180629_Abarth_Inagaki_06

走りもさることながら、アバルトの見た感じや世界観もお気に入りのようですね?

695もそうですが、家に置いてあるだけでかっこいい。それだけでコーヒー3杯くらい飲めますよ(笑)。小さなボディにイタリア人のオトナがすし詰めで4人ぐらい乗っていても、なんかサマになって見える。イタリアっていいナと思いますね。どうせ歳をとるなら、イタリアのオジサンみたいにカッコよくキメたいじゃないですか(笑)。

クルマ以外ではどのような趣味をお持ちですか?

絵画も好きですよ。タマラ・ド・レンピッカって知っていますか? アール・デコの画家なんですけど、80年代にクリスチャン・ディオールのアートディレクターやっていた人から“僕の手本はタマラ・ド・レンピッカだ”と聞いて。それから僕も本を集めて。そういうアートの本などもたくさん持っています。

180629_Abarth_Inagaki_08

お仕事では直接仕事に関係する以外のものから刺激を受けたり、取り入れたりすることもありますか?

どの分野でも一緒だと思いますが、バランス感覚を磨くって大事ですよね。ヘアメイクなら唇とアイシャドウとか、ヘアースタイルのバランスとか。クルマや飛行機も電車も、かっこいいものは作り手が吟味してデザインを作り上げているのだと思います。ヨーロッパの電車などを見ると、車体に鮮やかな色を使っていたりしますよね。アバルトにも真っ黄色のボディカラーがある。
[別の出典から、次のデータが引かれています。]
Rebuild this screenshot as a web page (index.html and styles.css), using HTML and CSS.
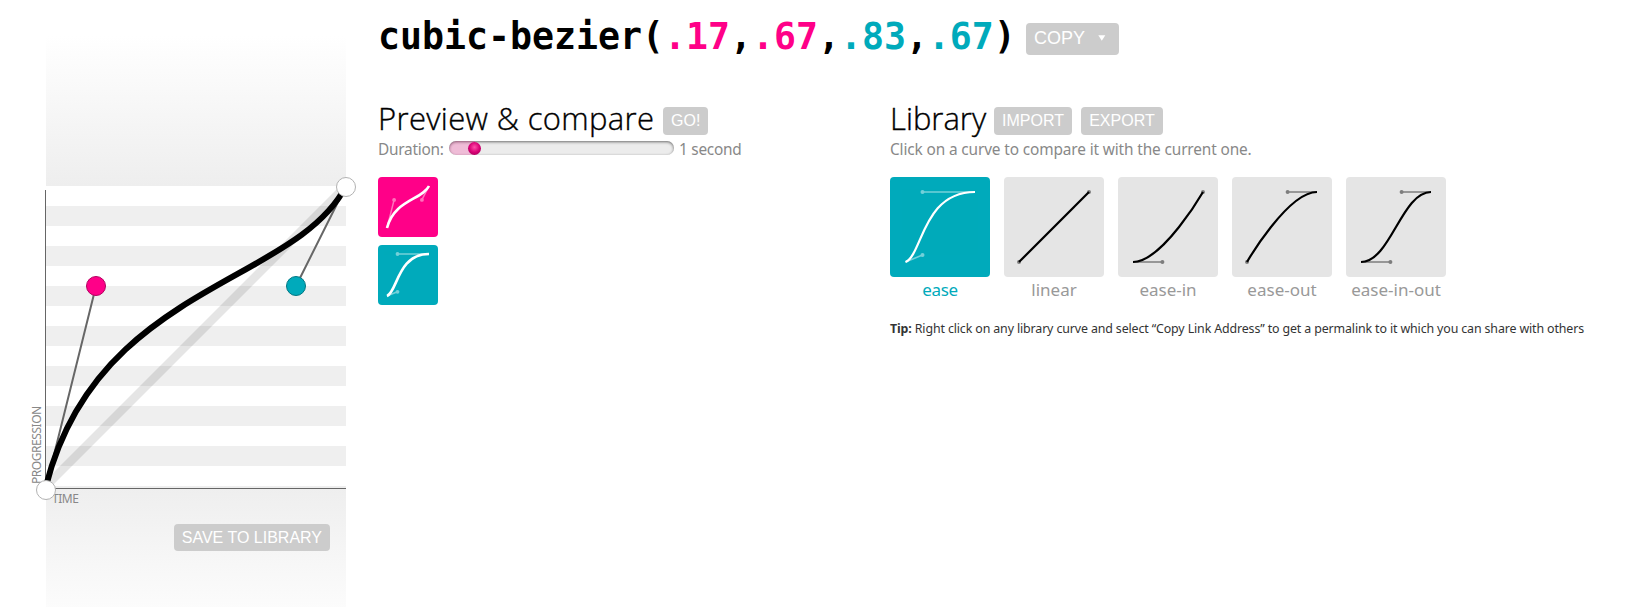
FILE: index.html
```html
<!DOCTYPE html>
<html lang="en">
<head>
<meta charset="utf-8">
<title>cubic-bezier.com</title>
<link rel="stylesheet" href="styles.css">
</head>
<body>
<aside class="plane">
  <div class="fade fade-top"></div>
  <div class="stripes"></div>
  <div class="fade fade-bottom"><button class="btn save">SAVE TO LIBRARY</button></div>
  <span class="axis time">TIME</span>
  <span class="axis progression">PROGRESSION</span>
  <svg class="graph" width="346" height="607" viewBox="0 0 346 607">
    <path d="M46 486L346 186" stroke="#000" stroke-opacity=".1" stroke-width="8.5" fill="none"/>
    <path d="M45.5 190V488.5H346" stroke="#666" fill="none"/>
    <path d="M46 487L96 286M346 186L296 286" stroke="#666" stroke-width="2" fill="none"/>
    <path d="M46 486C97 285 295 285 346 186" stroke="#000" stroke-width="6" fill="none"/>
    <g stroke-width="1">
      <circle cx="46" cy="490" r="9.5" fill="#fff" stroke="#b2b2b2"/>
      <circle cx="346" cy="187" r="9.5" fill="#fff" stroke="#b2b2b2"/>
      <circle cx="96" cy="286" r="9.5" fill="#f08" stroke="#b3005f"/>
      <circle cx="296" cy="286" r="9.5" fill="#0ab" stroke="#007783"/>
    </g>
  </svg>
</aside>
<main class="content">
  <header class="header">
    <h1 class="code">cubic-bezier(<span class="p1">.17</span>,<span class="p1">.67</span>,<span class="p2">.83</span>,<span class="p2">.67</span>)</h1>
    <button class="btn copy">COPY<svg width="8" height="6" viewBox="0 0 8 6"><path d="M0.3 0.3H7.3L3.8 5.7Z" fill="#fff"/></svg></button>
  </header>
  <div class="columns">
    <section class="preview">
      <div class="heading"><h2 class="title t-preview">Preview &amp; compare</h2><button class="btn">GO!</button></div>
      <div class="note duration"><span class="t-dur">Duration:</span><span class="slider"><span class="fill"></span><span class="thumb"></span></span><span class="t-sec">1 second</span></div>
      <div class="stack">
        <svg class="mini pink" viewBox="0 0 60 60"><g class="handle"><path d="M9 51L16.1 22.9M51 9L43.9 22.9"/><circle cx="16.1" cy="22.9" r="1.9"/><circle cx="43.9" cy="22.9" r="1.9"/></g><path class="curve" d="M9 51C16.1 22.9 43.9 22.9 51 9"/></svg>
        <svg class="mini teal" viewBox="0 0 60 60"><g class="handle"><path d="M9 51L19.5 46.8M51 9H19.5"/><circle cx="19.5" cy="46.8" r="1.9"/><circle cx="19.5" cy="9" r="1.9"/></g><path class="curve" d="M9 51C19.5 46.8 19.5 9 51 9"/></svg>
      </div>
    </section>
    <section class="library">
      <div class="heading"><h2 class="title t-lib">Library</h2><button class="btn">IMPORT</button><button class="btn export">EXPORT</button></div>
      <p class="note t-click">Click on a curve to compare it with the current one.</p>
      <div class="tiles">
        <a class="item active"><svg class="tile teal" viewBox="0 0 100 100"><g class="handle"><path d="M15.5 85L32.5 78M85 15H32.5"/><circle cx="32.5" cy="78" r="2"/><circle cx="32.5" cy="15" r="2"/></g><path class="curve" d="M15.5 85C32.5 78 32.5 15 85 15"/></svg><span>ease</span></a>
        <a class="item"><svg class="tile" viewBox="0 0 100 100"><g class="handle"><circle cx="15" cy="85" r="2"/><circle cx="85" cy="15" r="2"/></g><path class="curve" d="M15 85L85 15"/></svg><span>linear</span></a>
        <a class="item"><svg class="tile" viewBox="0 0 100 100"><g class="handle"><path d="M15 85H44.4"/><circle cx="44.4" cy="85" r="2"/><circle cx="85" cy="15" r="2"/></g><path class="curve" d="M15 85C44.4 85 85 15 85 15"/></svg><span>ease-in</span></a>
        <a class="item"><svg class="tile" viewBox="0 0 100 100"><g class="handle"><path d="M85 15H55.6"/><circle cx="55.6" cy="15" r="2"/><circle cx="15" cy="85" r="2"/></g><path class="curve" d="M15 85C15 85 55.6 15 85 15"/></svg><span>ease-out</span></a>
        <a class="item"><svg class="tile" viewBox="0 0 100 100"><g class="handle"><path d="M15 85H44.4M85 15H55.6"/><circle cx="44.4" cy="85" r="2"/><circle cx="55.6" cy="15" r="2"/></g><path class="curve" d="M15 85C44.4 85 55.6 15 85 15"/></svg><span>ease-in-out</span></a>
      </div>
      <p class="tip"><strong>Tip:</strong> Right click on any library curve and select “Copy Link Address” to get a permalink to it which you can share with others</p>
    </section>
  </div>
</main>
</body>
</html>
```
FILE: styles.css
```css
* { box-sizing: border-box; }
body {
  margin: 0;
  height: 607px;
  overflow: hidden;
  display: flex;
  background: #fff;
  color: #000;
  font-family: "Noto Sans", "Open Sans", sans-serif;
}
h1, h2, p { margin: 0; white-space: nowrap; }

.plane { position: relative; flex: none; width: 346px; padding-left: 46px; }
.fade-top { height: 186px; background: linear-gradient(to top, #eee, #fff 150px); }
.stripes { height: 300px; background: repeating-linear-gradient(#fff 0 20px, #efefef 20px 40px); }
.fade-bottom {
  height: 121px;
  padding: 38px 16px 0 0;
  display: flex;
  justify-content: flex-end;
  align-items: flex-start;
  background: linear-gradient(#eee, #fff 150px);
}
.graph { position: absolute; left: 0; top: 0; overflow: visible; }
.axis { position: absolute; font-size: 12px; line-height: 16px; color: #888; white-space: nowrap; }
.time { left: 52px; top: 491px; letter-spacing: -.45px; }
.progression {
  left: 29px;
  top: 484px;
  letter-spacing: -.45px;
  transform-origin: 0 0;
  transform: rotate(-90deg);
}

.btn {
  flex: none;
  height: 28px;
  padding: 0 8px;
  border: 0;
  border-radius: 4px;
  background: #ccc;
  color: #fff;
  font: 16px/26px "Liberation Sans", Arial, sans-serif;
}
.save { height: 27px; }
.export { width: 82px; }
.copy { height: 32px; width: 93px; padding: 0 9px 2px 8px; display: flex; align-items: center; gap: 13px; font-size: 18px; line-height: 30px; }

.content { flex: none; padding-left: 32px; }
.header { display: flex; gap: 10px; height: 107px; padding-top: 23px; }
.code { width: 638px; font: bold 36.54px/30px "DejaVu Sans Mono", monospace; margin-top: -1px; }
.p1 { color: #f08; }
.p2 { color: #0ab; }

.columns { display: flex; }
.preview { width: 512px; }
.heading { display: flex; gap: 9px; height: 28px; }
.title {
  margin-top: -2px;
  font: 300 31px/26px "Open Sans", "Noto Sans", sans-serif;
  -webkit-text-stroke: .35px #000;
}
.t-preview { width: 276px; letter-spacing: .35px; }
.t-lib { width: 95px; }
.note { height: 42px; font-size: 15.4px; line-height: 30px; color: #888; }
.t-click { letter-spacing: -.13px; }
.duration { display: flex; letter-spacing: -.25px; }
.t-dur { width: 71px; }
.t-sec { margin-left: 5px; }
.slider {
  position: relative;
  width: 225px;
  height: 14px;
  margin-top: 6px;
  overflow: hidden;
  border-radius: 7px;
  background: #ececec;
  box-shadow: inset 0 1px 3px rgba(0,0,0,.55);
}
.fill {
  display: block;
  width: 26px;
  height: 14px;
  border-radius: 7px 0 0 7px;
  background: rgba(255,0,136,.2);
}
.thumb {
  position: absolute;
  left: 19px;
  top: .5px;
  width: 13px;
  height: 13px;
  border-radius: 50%;
  background: radial-gradient(circle at 50% 40%, #ff4fa9, #d80074 50%, #900050);
}
.stack { display: flex; flex-direction: column; gap: 8px; }
.mini { width: 60px; height: 60px; border-radius: 4px; }
.mini .curve { stroke-width: 2.6; }
.tiles { display: flex; gap: 14px; }
.item { display: flex; flex-direction: column; align-items: center; width: 100px; color: #999; font-size: 17px; line-height: 26px; white-space: nowrap; }
.active { color: #0ab; }
.active span { letter-spacing: -.4px; }
.tile { width: 100px; height: 100px; border-radius: 4px; background: #e5e5e5; color: #000; }
.pink { background: #f08; color: #fff; }
.teal { background: #0ab; color: #fff; }
.handle { opacity: .45; fill: currentColor; stroke: none; }
.handle path { fill: none; stroke: currentColor; stroke-width: 1.5; }
.curve { fill: none; stroke: currentColor; stroke-width: 2.2; }
.tip { margin-top: 16px; font-size: 12.4px; letter-spacing: -.125px; line-height: 20px; color: #333; }
```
そういうのを見ると面白いことするなと目にとまりますね。デザイナーがチャレンジしたんだろうなとか想像しながら、そういうものを眺めるは大好きですね。

180629_Abarth_Inagaki_09m

最後に、稲垣さんご自身の今後のチャレンジについて教えてください

ミッレ ミリアに出てみたいですね。いまの時代、どんどん変わっていくし、僕らはクルマを存分に楽しめているけど、これからの世代はそうでないかもしれない。そう考えると、今のうちにたっぷり楽しんでおかないと、と思います。

初期のアバルト・レコードモンツァに惹かれたのをきかっけに、各時代のモデルに触れてこられた稲垣さん。そうしたエンスージャストな一面を持ちながら、クルマ以外にもさまざまな工業製品や絵画から刺激を受け、ヘアメイクの世界では第一線で活躍中。常に時代を読む感覚を研ぎ澄ませながら、自らを高め楽しまれているその姿が、とても輝いて見えた。